A long time ago—in another life, it seems—my husband and I found ourselves looking to buy a house in the greater Boston area. During this ultimately fruitless period of house-hunting, our real estate agent accompanied us on numerous expeditions to quaint urban neighbourhoods and not-so-quaint neighbouring suburbs. In her attempt to sell us on a particular house, the agent would invariably say something like, "The local school is wonderful—very high test scores." We were surprised by this, because we were quite obviously childless, and had never expressed the slightest interest in children or schools. We informed our agent that proximity to schools, good or bad, did not matter to us, that we were more concerned with proximity to decent restaurants and bookstores. She ignored us and continued to rattle off test scores of the schools close to the houses we viewed. It must be an American thing, we figured, something to do with the inequitable way schools are funded in the US. We were pretty certain school test scores were not of equal concern to house-hunters in Canada.
It took us many years—during which we became parents to twins, moved in a panic back to Canada, and slowly realized that babies grow up to be kids who eventually attend school—to realize how wrong we were.

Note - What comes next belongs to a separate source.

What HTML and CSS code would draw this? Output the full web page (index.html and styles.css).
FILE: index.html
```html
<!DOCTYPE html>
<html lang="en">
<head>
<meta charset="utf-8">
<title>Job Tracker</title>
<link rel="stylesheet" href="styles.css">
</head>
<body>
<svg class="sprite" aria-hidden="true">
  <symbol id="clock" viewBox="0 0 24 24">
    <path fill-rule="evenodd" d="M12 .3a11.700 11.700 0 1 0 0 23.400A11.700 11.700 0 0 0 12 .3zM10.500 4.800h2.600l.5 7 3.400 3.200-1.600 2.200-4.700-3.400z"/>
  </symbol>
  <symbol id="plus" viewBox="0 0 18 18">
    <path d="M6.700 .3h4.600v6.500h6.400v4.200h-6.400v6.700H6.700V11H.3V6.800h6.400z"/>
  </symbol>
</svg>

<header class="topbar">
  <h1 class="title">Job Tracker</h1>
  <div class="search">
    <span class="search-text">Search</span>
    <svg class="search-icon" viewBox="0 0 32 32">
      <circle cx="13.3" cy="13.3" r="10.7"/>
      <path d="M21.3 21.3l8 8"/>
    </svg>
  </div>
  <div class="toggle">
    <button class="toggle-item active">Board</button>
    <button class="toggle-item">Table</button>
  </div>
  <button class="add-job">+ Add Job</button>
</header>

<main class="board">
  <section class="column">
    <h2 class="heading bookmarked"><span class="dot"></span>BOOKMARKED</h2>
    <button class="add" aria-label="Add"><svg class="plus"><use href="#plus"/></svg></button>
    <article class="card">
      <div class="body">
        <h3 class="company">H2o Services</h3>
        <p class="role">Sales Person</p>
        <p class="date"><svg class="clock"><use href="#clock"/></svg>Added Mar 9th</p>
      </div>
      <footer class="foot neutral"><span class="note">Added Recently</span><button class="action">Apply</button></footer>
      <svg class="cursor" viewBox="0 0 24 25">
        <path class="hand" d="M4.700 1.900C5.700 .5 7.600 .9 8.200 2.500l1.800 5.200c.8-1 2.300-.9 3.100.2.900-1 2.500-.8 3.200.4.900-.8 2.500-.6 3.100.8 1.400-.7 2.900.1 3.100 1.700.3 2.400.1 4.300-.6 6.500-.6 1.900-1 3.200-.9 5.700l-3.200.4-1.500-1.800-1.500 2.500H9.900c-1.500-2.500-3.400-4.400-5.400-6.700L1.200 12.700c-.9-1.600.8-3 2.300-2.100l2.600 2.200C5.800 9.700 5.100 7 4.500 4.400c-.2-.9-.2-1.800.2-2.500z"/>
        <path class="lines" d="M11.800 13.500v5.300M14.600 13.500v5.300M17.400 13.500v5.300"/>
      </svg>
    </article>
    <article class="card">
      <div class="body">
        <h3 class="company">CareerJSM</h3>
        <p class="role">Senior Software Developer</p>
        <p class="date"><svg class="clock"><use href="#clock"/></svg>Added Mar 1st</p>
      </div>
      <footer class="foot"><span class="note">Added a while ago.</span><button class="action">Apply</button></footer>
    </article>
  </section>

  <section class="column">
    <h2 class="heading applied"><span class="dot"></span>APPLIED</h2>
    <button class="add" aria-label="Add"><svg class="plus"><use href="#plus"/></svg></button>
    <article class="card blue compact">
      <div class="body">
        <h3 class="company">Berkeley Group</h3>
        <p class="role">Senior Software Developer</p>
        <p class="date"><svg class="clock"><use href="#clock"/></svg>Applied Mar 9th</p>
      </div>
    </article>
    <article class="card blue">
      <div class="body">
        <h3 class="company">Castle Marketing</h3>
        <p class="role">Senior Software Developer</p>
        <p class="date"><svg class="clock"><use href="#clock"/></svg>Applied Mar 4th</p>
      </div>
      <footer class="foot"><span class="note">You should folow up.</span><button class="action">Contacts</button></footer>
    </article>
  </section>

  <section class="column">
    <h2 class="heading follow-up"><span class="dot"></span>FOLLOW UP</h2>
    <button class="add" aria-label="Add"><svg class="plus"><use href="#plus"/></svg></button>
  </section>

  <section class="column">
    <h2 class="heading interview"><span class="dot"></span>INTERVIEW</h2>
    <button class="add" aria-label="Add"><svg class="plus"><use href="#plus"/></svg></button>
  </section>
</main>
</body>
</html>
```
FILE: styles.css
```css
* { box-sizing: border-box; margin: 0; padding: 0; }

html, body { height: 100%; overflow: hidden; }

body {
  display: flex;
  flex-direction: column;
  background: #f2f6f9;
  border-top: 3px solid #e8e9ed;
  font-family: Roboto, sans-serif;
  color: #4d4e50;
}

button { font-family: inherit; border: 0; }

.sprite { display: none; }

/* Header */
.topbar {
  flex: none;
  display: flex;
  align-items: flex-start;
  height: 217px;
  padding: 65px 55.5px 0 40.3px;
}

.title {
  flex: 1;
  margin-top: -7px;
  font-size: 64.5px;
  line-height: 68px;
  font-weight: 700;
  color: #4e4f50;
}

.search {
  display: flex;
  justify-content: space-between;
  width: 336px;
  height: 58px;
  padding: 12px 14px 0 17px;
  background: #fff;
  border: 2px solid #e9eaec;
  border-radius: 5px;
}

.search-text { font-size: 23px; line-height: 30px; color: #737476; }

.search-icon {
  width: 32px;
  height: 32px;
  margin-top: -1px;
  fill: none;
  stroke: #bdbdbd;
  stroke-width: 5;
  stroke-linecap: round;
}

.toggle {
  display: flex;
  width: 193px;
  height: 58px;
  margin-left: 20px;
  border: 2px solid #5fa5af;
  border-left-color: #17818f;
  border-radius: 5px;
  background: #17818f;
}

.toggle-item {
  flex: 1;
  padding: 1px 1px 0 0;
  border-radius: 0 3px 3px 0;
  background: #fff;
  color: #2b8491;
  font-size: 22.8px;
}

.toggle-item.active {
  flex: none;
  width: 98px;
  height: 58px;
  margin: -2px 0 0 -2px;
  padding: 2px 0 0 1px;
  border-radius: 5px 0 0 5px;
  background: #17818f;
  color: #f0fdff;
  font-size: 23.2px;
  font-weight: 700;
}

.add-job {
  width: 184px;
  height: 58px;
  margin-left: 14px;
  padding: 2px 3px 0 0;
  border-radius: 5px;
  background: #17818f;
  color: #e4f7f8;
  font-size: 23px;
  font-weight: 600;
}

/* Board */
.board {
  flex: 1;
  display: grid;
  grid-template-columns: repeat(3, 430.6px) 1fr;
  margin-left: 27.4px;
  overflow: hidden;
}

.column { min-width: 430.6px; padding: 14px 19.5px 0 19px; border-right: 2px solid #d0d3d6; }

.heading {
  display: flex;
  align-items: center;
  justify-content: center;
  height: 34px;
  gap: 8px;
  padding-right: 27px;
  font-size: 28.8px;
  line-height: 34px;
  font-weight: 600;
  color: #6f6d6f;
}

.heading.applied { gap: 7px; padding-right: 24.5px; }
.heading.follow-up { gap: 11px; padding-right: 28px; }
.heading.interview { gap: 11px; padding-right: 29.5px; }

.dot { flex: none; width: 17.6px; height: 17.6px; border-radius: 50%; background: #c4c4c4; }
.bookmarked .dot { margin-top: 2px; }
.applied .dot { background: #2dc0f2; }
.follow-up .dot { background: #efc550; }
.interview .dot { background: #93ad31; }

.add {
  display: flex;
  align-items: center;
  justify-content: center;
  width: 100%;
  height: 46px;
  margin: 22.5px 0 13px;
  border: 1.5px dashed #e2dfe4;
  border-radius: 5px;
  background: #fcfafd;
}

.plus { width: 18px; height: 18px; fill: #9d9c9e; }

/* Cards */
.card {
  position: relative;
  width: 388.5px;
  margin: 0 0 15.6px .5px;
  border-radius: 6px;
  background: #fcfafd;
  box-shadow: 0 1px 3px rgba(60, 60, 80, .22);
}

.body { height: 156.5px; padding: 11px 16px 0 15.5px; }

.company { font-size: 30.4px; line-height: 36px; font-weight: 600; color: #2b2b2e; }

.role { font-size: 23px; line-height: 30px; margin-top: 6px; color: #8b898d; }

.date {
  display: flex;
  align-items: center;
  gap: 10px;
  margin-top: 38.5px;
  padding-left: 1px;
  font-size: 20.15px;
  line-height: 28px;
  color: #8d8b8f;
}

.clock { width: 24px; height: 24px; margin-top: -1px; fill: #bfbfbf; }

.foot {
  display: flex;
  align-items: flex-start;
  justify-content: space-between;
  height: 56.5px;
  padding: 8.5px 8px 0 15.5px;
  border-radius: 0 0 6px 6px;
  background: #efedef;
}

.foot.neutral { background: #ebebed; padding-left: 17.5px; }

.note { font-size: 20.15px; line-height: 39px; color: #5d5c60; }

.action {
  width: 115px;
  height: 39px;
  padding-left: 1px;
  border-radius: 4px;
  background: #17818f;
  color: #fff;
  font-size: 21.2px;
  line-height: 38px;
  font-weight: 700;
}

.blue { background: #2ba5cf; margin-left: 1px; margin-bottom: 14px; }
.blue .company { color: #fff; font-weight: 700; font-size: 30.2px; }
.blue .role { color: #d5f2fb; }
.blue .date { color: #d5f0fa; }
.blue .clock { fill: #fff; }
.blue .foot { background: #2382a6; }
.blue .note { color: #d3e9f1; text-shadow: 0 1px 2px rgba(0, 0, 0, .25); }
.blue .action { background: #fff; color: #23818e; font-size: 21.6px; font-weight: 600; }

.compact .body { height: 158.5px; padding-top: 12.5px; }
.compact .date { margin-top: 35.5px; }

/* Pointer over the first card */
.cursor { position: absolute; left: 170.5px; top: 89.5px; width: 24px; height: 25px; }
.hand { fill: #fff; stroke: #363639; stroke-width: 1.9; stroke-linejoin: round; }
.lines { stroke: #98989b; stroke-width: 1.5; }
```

Recently, the Toronto Star published the results of an investigation into fundraising disparities among public schools in certain boards within the province of Ontario. I was not surprised that our neighbourhood junior school was one of the highest-ranked schools in Toronto in terms of money raised through fundraising. I was, however, somewhat taken aback to discover that during the year being studied (2008-2009), our school raised—through a combination of school and parent fundraising—$252,072 more than the elementary school at the bottom of the Toronto School Board list. (See full report here.) What is a person who believes in public education to make of such an obscene discrepancy? How is it even possible?
Two explanations spring to mind: first, the government of Ontario no longer adequately funds public education, and has not done so since the Harris years, despite promises by the governing liberals to amend the flawed funding formula introduced by the conservatives; second, perhaps as a result of its decision to continue underfunding education, the government has chosen not to set limits on fundraising by, for instance, restricting the uses to which parent-raised money can be put. In my daughters' school, some of the money raised by the parent association goes to programs such as "Scientists in the School" and "Learning Through the Arts''—curriculum-related programs whose presence in a school should not be tied to the availability of parent-generated funds.
But the fundraising issue is also part of a larger picture of education in Ontario (and elsewhere in North America) that has emerged in the last few decades. Specifically, it is an integral part of a cycle of inequity in which (as my Boston real estate agent understood) standardized tests scores also figure prominently. Before the advent of standardized tests such as EQAO in Ontario, inequality among schools—including differences in parental involvement and fundraising—no doubt existed, but standardized testing has amplified existing differences through its direct effect on real estate values. A high-scoring school drives up surrounding property values, which leads to parents-of-means moving into the neighbourhood, contributing time, energy and money to the school, which in turn leads to even higher test scores . . . and on and on the cycle goes.
The result is the creation of a tripartite system of schooling in Ontario, consisting of public, private, and what people in my neighbourhood jokingly refer to as "semi-private" schools. In a semi-private school, private money, to the tune of more than a million dollars for some high schools in the province, is funnelled into the public school, making up for any deficiencies caused by inadequate government funding. Well-heeled parents who contribute the money are thrilled to save the $28,000 in private school fees. Indeed, for these parents it's a fantastic deal. For the parents of students attending the province's truly public schools, not so much.